Benjamin Hilborn Oehlert Jr. (September 13, 1909 – June 2, 1985) was an American lawyer, business executive, and diplomat. He was a senior vice president of The Coca-Cola Company and was also the United States Ambassador to Pakistan.

==Early life==
He was born in Philadelphia on September 13, 1909. His parents were Benjamin Hilborn Oehlert Sr. and Sarah Landis Oehlert. He graduated from the Wharton School and the University of Pennsylvania School of Law in 1930 and 1933, respectively.

== Career ==
Upon graduation from law school, Oehlert went into private practice in his hometown. In 1935, Oehlert was hired by the Department of State and worked in the Mexican Claims Agency. Three years later, he joined The Coca-Cola Company. He left Coca-Cola in 1948 for the W. R. Grace and Company, where he was named vice president and Grace National Bank director.

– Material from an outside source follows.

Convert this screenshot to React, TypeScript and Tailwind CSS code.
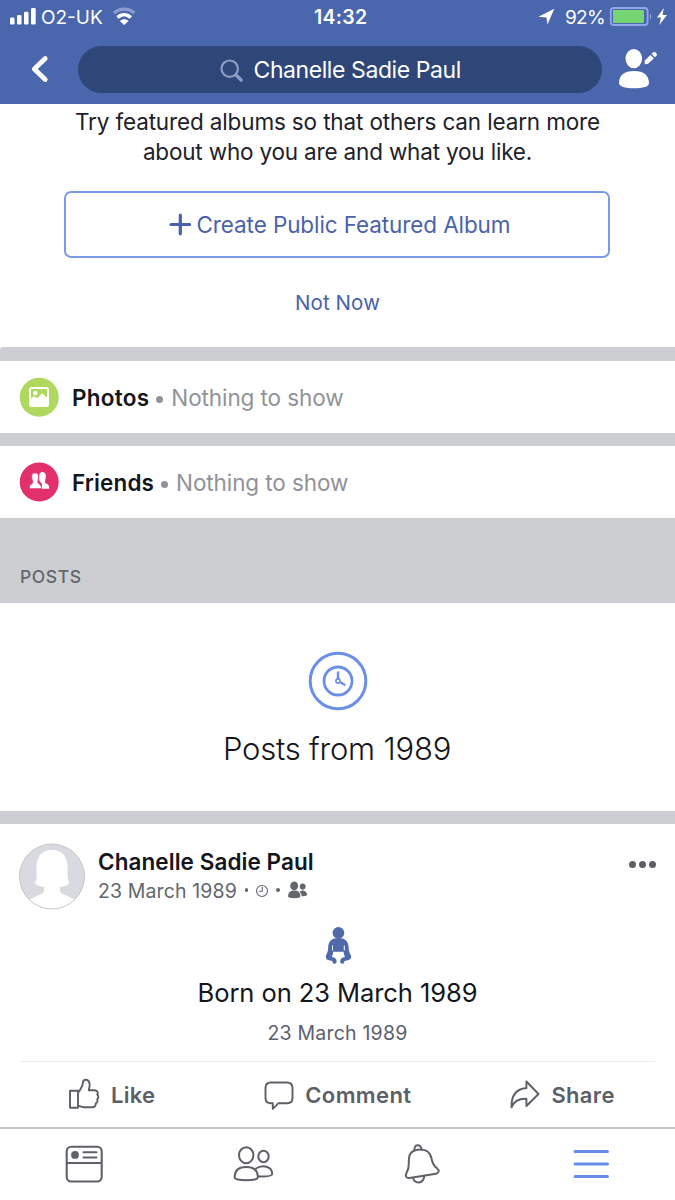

Shortly after W.R. Grace acquired Davison Chemical, Oehlert was named to Davison's board of directors. He returned to Coca-Cola in 1954 and served as president of Coca-Cola subsidiary Minute Maid from 1961 to 1965. By 1967, when he was selected to succeed Eugene M. Locke as ambassador to Pakistan, Oehlert had become senior vice president of The Coca-Cola Company. Oelhert served as ambassador until 1969.

==Personal life==
Oehlert was married to Alice Naomi Greene from 1937 until her death on November 25, 1984. He died on June 2, 1985, in West Palm Beach, Florida. They had two children, son Benjamin Hilborn Oehlert III and daughter Wendy Howe Oehlert.